Halkların Eşitlik ve Demokrasi Partisi (DEM Parti), 24 Temmuz Basın Özgürlüğü ve Mücadele Günü’nde yayınladığı açıklamada Türkiye'deki düşünce ve ifade özgürlüğünün kısıtlandığına dikkat çekti.
BİA MEDYA GÖZLEM/NİSAN-MAYIS-HAZİRAN 2024
Hedefteki gazetecinin hukuk güvenliği kalmadı!
DEM Parti Basın Yayın ve Propaganda Komisyonundan Sorumlu Eş Genel Başkan Yardımcısı Tayip Temel, imzası ile yayınlanan açıklamada “Basın ve ifade özgürlüğünün en temel özgürlük alanı olduğunun bilinciyle, 24 Temmuz’u mücadele günü olarak nitelendiren basın kurumlarını ve emekçilerini selamlıyoruz. Emek veren, bedel ödeyen, hakikati savunan gazetecilerin yanında olmaya devam edeceğiz” denildi.
“Medya parti borozanlığına zorlanıyor"
Açıklama şöyle:
24 Temmuz 1908’de sansürün kaldırılışıyla ilan edilen “Basın Bayramı”nı bu yıl da yine bir bayram havasında değil, basın, düşünce ve ifade özgürlüğüne yönelik baskı ve saldırılara karşı direniş ve mücadele günü olarak karşılıyoruz.

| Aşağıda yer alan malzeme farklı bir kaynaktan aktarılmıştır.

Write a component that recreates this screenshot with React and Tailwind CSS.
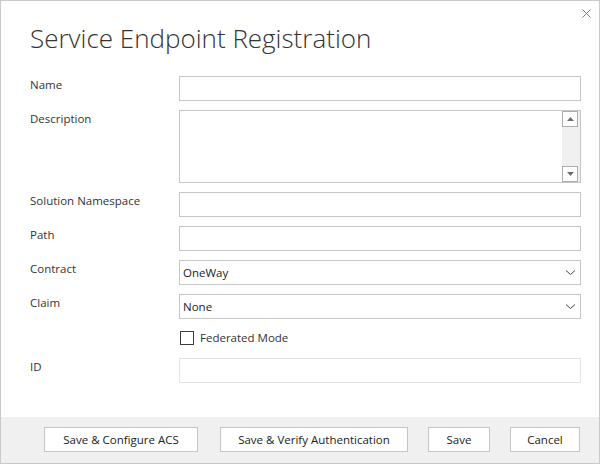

Abdülhamit Döneminin baskılarına karşı gazetecilerin yürüttüğü mücadele ve elde edilen kazanımlar elbette önemlidir; ancak o tarihten bu yana Türkiye basınında sansür hiçbir zaman bütünüyle sona ermedi, basın üzerindeki baskılar hiç bitmedi. Basına yönelik saldırılar da basın özgürlüğü mücadelesi de hep var oldu. Sadece son 22 yıllık AKP iktidarında basına yönelik gerçekleşen saldırılar ile buna karşı mücadele bile bunun kanıtıdır.
24 Temmuz 1908’den 116 yıl sonra bugün sadece gazeteciler değil düşünen, ifade eden, gerçeğin peşinde olan herkes ağır saldırı altındadır.
Bugün Türkiye medyası tek sesliliğe, iktidar borazanlığına ve parti bülteni olmaya zorlanmaktadır. Eleştiren gazeteciler iktidar ve ortakları tarafından fişlenmekte, listeleri tutulmakta, saldırıya uğramakta, gözaltına alınıp tutuklanmaktadır. Muhalif basın her gün baskı ve saldırı altındadır.
Medya çalışanlarının çoğu sendikasız ve toplu sözleşmesiz çalışmaktadır. 20 Temmuz’da ilan edilen OHAL ve çıkarılan KHK’lerle onlarca basın kurumuna el konulmuş, 10 binden fazla gazeteci işsiz bırakılmıştır.
Bugün itibariyle medyanın yüzde 95’i iktidarın kontrolündedir. Kürt basını ve sosyalist basın ise her dönemin ötekisi olarak saldırıların hedefinde yer almaya devam etmektedir.
Dezenformasyon Yasası iktidar için tam bir dezenformasyon üretme ve sansür uygulama yasasına dönüştürülmüştür. Cumhurbaşkanlığı İletişim Başkanlığı, üstlendiği Goebbels rolünü tam gaz sürdürmekte, denetimi altında olan medyada bile en ufak bir aykırı sese izin vermemektedir.
Bu tabloya rağmen, basın özgürlüğünü savunan, mücadele eden, tehdit ve saldırılara karşın hakikati yazan gazetecilerin varlığı umut olmaya devam ediyor. Basın ve ifade özgürlüğünün en temel özgürlük alanı olduğunun bilinciyle, 24 Temmuz’u mücadele günü olarak nitelendiren basın kurumlarını ve emekçilerini selamlıyoruz. Emek veren, bedel ödeyen, hakikati savunan gazetecilerin yanında olmaya devam edeceğiz.